The fragment starts with a hash # and it is used to jump to a section of the page. It looks for an element with an ID that matches the fragment text.

Other bits

I’m also mentioning these for thoroughness but they’re less likely to be used on public sites:

Ports

After the domain, you may see a colon and then a number. This is the port. These are not normally included as protocols have default ports.

HTTP on port 80
HTTPS on port 443

The port acts as a door. Only one service can use a port at a time, so using another port allows a domain to offer multiple services. This could be useful during development but offering more from a single server increases the impact if the server goes down.

People may also move services to other ports to make them more difficult to find: security through obscurity. This has the twin drawbacks of making it more difficult for users to access, while not offering much protection.

User credentials

It is possible to provide credentials to log into some sites. This is done by putting a username (optionally with a password, separated by a colon) before the domain. Using an at @ sign to link the credentials to the domain.

I haven’t used this, and sending a password in this way may expose it to other people.

DNS

Domain Name Service: The phone book of the internet. It translates domain names that are easy for people to understand into the IP addresses that computers use.

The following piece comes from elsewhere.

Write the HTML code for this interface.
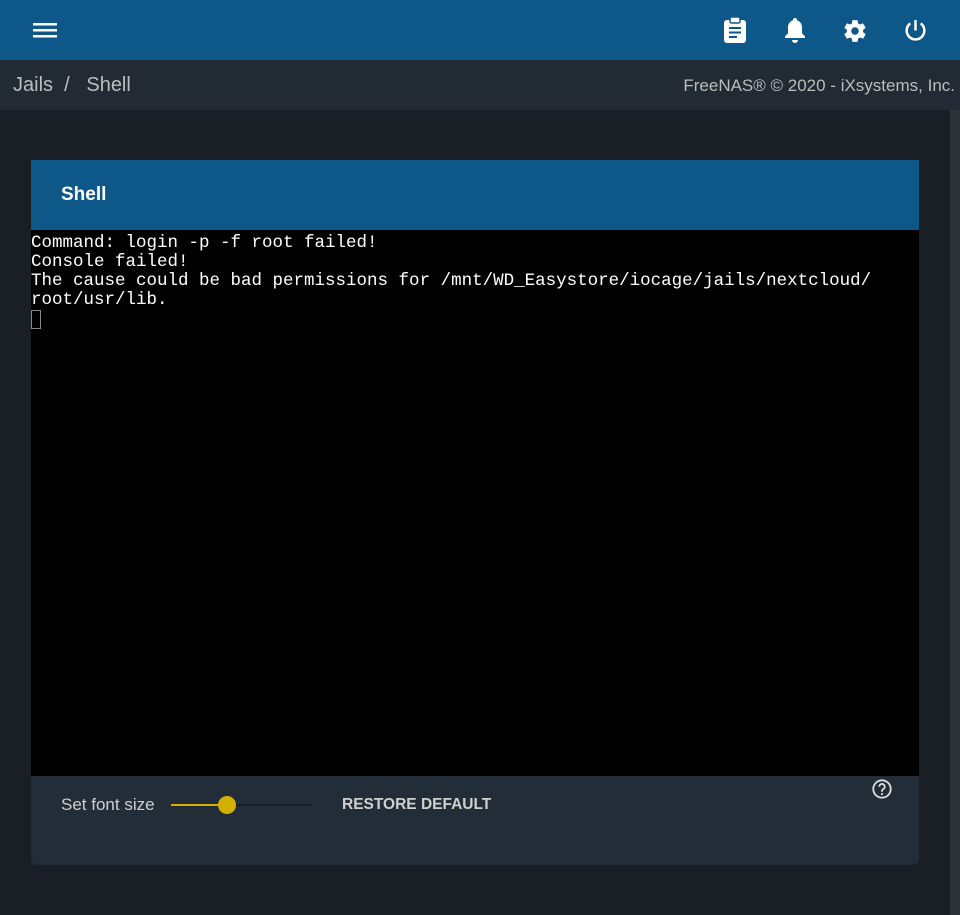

These are a few types of DNS records:

A: Maps a domain name to an IPv4 address
AA: Maps a domain name to an IPv6 address
CNAME (Canonical name): Used to make one domain an alias for another
MX: Used to identify an email server.
TXT: A way of adding notes to DNS. This is used for security features. Adding a code to prove to other service providers that you own that domain. It also provides additional information to help secure email.